Computer Science Sessions at AP Annual Conference

Several computer science sessions were held at the Advanced Placement Annual Conference in Washington, D.C. during July 2010. I thoroughly enjoyed the conference and thought all the CS sessions and the plenary sessions were well done. The official website is http://www.collegeboard.com/events/apac/2010/homepage/index.html. To see the official listing, click on the large search icon at the right and choose Computer Science as the subject.

Results from the 2010 AP Computer Science Reading was presented by Laurie White (head of CSAP) and Tracy Ishman (on development committee). They are leaders in the AP CS program and it was good to hear directly from them.
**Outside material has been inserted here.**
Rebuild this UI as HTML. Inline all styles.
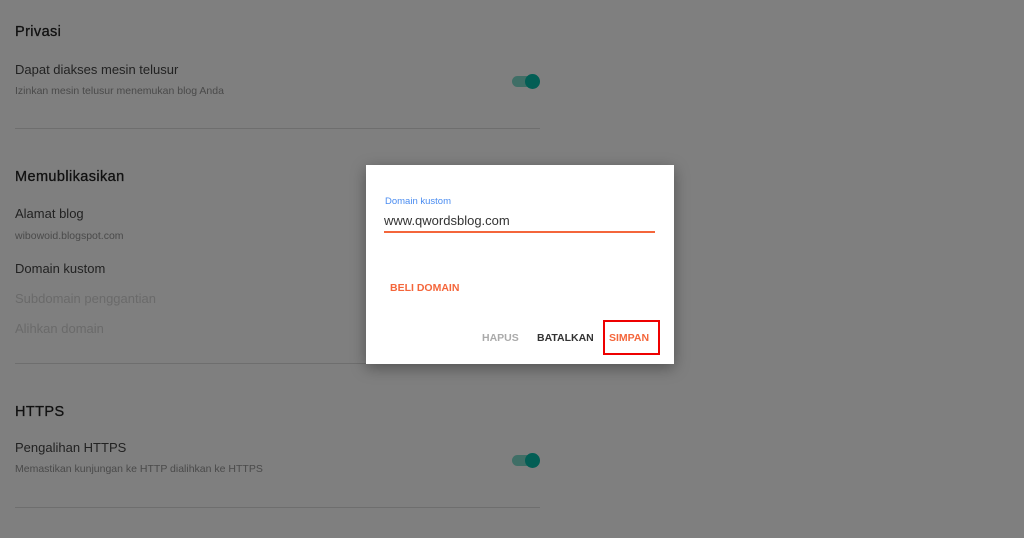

The AP process takes time, so no changes to the case study for at least four years. They are currently starting to write the 2012 exam. They presented preliminary data on the 2010 exams. There were over 19 thousand A exams, about 2500 more than previously. There were fewer total CS exams, though. The multiple choice sections averaged 48.8% and free response sections averaged 59.4% correct, with a total average 53.9%. They talked about the grading process. The score distributions 5 through 1 were 26.1%, 24.1%, 14.0%, 8%, and 27.1%. The most challenging free response question was 4, but that can vary. The first one is often the gentlest. It is good to have students familiar with the Quick Reference materials, which can be downloaded. Starting next year, all AP multiple choice sections will be graded one point per correct answer, with no penalty for incorrect answers.

Hands-On Learning in Computer Science was presented by Tracy Ishman (Tracy.Ishman@pisd.edu). She presented several ideas to facilitate concrete understanding of abstract concepts.

Games Programming in Pre-AP Computer Science, presented by Tim McMichael, was about his Game Design and Development (GDD) course.

Building Computer Science Communities, led by John Harrison (jharrison64@cox.net), gave us a chance to brainsttorm on what we would want a CS community to do for us, obstacles, and conferences and workshop resources.

The ending session was Games as a Broad Introduction to Computer Science, by Jam Jenkins who co-developed a web IDE, was very interesting. I was so intent on exploring his work that I forgot to save notes. Oops.